- _EXERCISE DETAILS_
Exactly the lines from the one containing "Write a component" through the one containing "import React from" are to be returned, please, without any pictures.

*** DATA SECTION ***

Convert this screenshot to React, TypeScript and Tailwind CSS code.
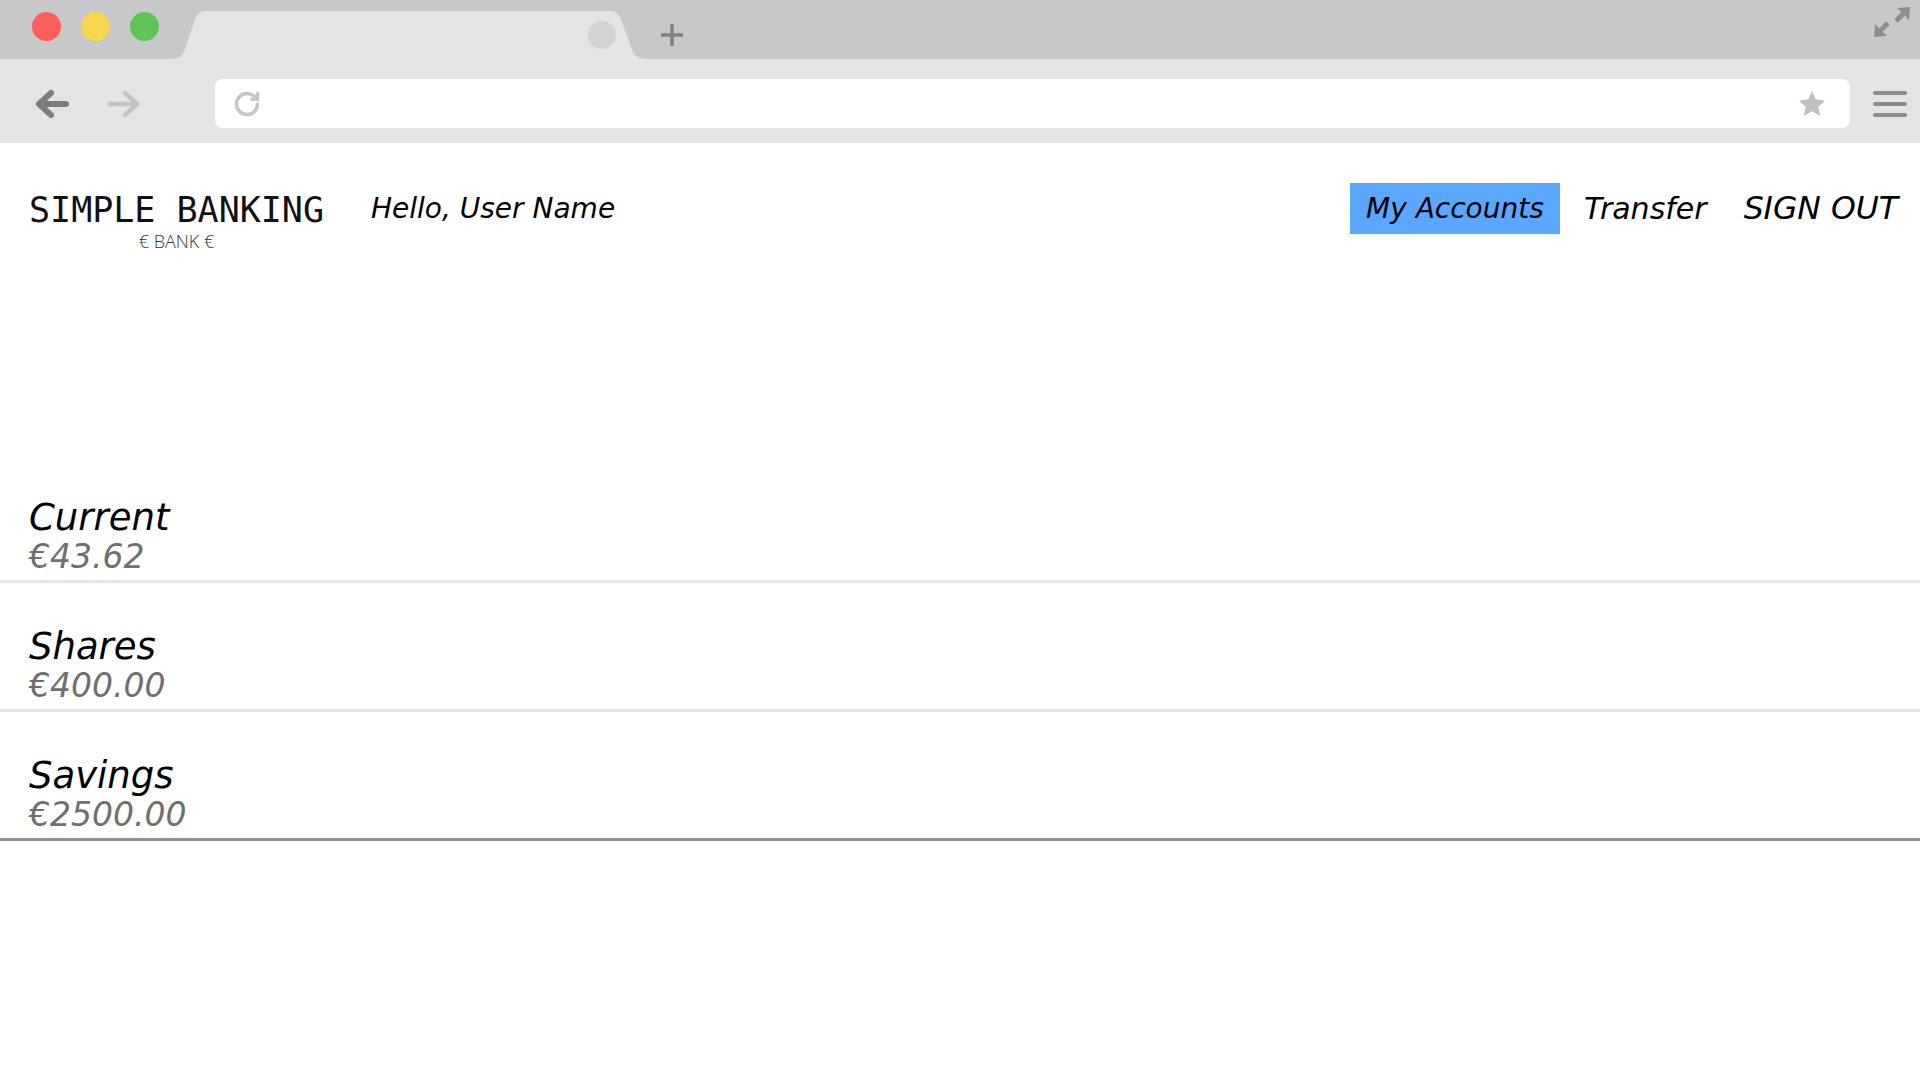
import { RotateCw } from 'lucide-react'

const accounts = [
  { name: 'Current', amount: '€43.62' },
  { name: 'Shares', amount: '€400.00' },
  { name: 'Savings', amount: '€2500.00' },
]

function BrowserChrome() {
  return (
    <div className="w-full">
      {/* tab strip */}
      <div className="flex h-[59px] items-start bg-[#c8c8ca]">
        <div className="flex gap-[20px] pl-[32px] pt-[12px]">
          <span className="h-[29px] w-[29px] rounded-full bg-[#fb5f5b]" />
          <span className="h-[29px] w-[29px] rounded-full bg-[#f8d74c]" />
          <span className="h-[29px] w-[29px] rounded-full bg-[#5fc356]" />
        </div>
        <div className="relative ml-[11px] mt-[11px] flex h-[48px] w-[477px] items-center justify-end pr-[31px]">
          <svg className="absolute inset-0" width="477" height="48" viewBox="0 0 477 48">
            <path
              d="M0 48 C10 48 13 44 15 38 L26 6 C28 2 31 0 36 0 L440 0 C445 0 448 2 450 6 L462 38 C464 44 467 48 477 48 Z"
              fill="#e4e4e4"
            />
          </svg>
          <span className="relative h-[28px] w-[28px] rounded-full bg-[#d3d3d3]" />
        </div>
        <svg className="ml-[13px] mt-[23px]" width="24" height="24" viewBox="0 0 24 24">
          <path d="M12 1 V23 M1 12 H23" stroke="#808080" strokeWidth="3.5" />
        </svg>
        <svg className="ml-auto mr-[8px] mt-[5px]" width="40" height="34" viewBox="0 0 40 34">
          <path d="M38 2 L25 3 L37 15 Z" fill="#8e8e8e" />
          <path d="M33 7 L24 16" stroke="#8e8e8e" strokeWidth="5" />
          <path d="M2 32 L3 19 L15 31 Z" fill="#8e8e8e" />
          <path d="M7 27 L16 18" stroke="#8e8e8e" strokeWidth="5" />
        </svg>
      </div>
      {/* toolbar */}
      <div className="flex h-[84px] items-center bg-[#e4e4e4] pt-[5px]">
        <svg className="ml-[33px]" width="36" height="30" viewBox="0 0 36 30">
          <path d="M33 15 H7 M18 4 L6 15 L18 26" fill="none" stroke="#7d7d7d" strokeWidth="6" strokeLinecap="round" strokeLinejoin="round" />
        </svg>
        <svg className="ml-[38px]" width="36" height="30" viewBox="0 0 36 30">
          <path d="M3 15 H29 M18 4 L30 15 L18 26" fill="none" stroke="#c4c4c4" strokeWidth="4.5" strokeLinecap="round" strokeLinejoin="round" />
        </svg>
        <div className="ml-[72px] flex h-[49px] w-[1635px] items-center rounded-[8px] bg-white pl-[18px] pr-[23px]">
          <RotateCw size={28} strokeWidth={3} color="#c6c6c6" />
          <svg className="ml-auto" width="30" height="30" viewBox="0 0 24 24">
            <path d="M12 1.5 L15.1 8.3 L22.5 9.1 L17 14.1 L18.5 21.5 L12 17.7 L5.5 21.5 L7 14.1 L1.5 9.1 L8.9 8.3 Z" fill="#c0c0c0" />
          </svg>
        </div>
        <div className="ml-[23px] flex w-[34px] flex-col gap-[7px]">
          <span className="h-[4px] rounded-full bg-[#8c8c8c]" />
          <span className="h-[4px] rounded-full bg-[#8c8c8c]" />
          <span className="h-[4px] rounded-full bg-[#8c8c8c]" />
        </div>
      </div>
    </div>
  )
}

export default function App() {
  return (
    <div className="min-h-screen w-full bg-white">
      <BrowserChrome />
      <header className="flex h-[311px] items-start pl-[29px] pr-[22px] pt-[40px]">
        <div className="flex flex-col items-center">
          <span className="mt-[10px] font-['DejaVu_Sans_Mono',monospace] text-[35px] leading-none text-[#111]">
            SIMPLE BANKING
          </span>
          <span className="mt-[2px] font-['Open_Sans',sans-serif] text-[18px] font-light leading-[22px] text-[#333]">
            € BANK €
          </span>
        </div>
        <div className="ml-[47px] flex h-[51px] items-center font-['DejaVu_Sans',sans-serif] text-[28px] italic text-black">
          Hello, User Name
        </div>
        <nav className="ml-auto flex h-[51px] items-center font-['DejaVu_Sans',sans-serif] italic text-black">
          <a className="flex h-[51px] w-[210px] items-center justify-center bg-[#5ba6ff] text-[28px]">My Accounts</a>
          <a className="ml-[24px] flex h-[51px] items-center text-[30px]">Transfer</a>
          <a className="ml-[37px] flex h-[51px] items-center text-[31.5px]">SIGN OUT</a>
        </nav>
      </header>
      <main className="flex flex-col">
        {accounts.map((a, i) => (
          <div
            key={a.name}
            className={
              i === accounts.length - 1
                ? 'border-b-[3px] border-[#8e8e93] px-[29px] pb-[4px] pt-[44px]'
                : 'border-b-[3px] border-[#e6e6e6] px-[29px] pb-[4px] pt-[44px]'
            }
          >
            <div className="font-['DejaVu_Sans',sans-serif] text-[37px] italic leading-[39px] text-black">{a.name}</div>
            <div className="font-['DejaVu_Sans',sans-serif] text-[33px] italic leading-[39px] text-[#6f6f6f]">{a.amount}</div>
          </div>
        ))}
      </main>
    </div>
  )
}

***
*** DATA SECTION ***

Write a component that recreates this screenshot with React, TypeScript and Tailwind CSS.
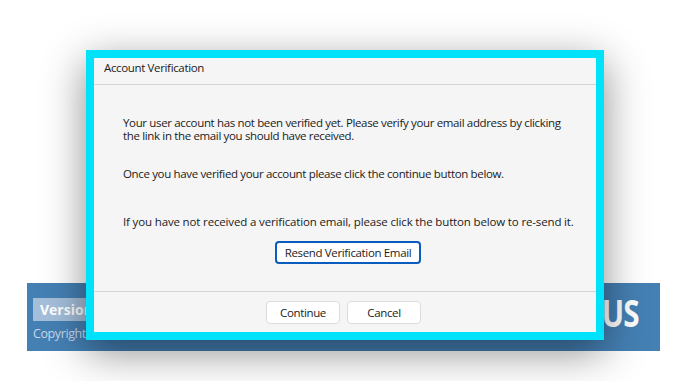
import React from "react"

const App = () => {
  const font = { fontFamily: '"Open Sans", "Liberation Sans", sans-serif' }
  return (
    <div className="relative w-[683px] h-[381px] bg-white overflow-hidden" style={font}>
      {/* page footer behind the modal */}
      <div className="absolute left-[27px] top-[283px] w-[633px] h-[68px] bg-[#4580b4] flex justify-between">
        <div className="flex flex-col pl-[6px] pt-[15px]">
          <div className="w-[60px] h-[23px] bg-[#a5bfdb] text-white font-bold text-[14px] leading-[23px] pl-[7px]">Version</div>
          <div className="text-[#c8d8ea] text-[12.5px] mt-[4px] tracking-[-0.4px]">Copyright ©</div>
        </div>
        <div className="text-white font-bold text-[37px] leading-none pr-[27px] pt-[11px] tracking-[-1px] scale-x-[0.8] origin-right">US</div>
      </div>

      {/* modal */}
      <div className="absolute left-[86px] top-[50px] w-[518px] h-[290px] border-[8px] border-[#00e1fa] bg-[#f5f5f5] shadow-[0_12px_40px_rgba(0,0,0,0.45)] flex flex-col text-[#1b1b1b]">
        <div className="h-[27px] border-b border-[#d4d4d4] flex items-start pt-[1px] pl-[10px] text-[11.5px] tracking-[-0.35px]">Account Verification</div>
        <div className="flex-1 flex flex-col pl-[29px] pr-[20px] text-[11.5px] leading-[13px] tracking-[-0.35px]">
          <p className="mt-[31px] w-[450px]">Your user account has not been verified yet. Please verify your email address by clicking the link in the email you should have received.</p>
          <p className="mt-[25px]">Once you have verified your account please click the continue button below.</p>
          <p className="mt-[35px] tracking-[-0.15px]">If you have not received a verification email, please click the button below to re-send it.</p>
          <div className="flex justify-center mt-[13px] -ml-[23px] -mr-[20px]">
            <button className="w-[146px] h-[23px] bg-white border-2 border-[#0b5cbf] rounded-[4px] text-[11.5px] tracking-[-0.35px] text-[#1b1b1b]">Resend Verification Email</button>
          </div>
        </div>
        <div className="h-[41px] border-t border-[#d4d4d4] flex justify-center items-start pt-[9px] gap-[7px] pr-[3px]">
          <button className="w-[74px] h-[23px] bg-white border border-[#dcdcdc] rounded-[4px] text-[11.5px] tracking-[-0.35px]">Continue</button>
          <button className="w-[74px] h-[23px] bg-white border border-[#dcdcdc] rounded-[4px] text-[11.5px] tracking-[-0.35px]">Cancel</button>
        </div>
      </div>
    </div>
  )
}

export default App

***

- _RIGHT ANSWER_
Write a component that recreates this screenshot with React, TypeScript and Tailwind CSS.
import React from "react"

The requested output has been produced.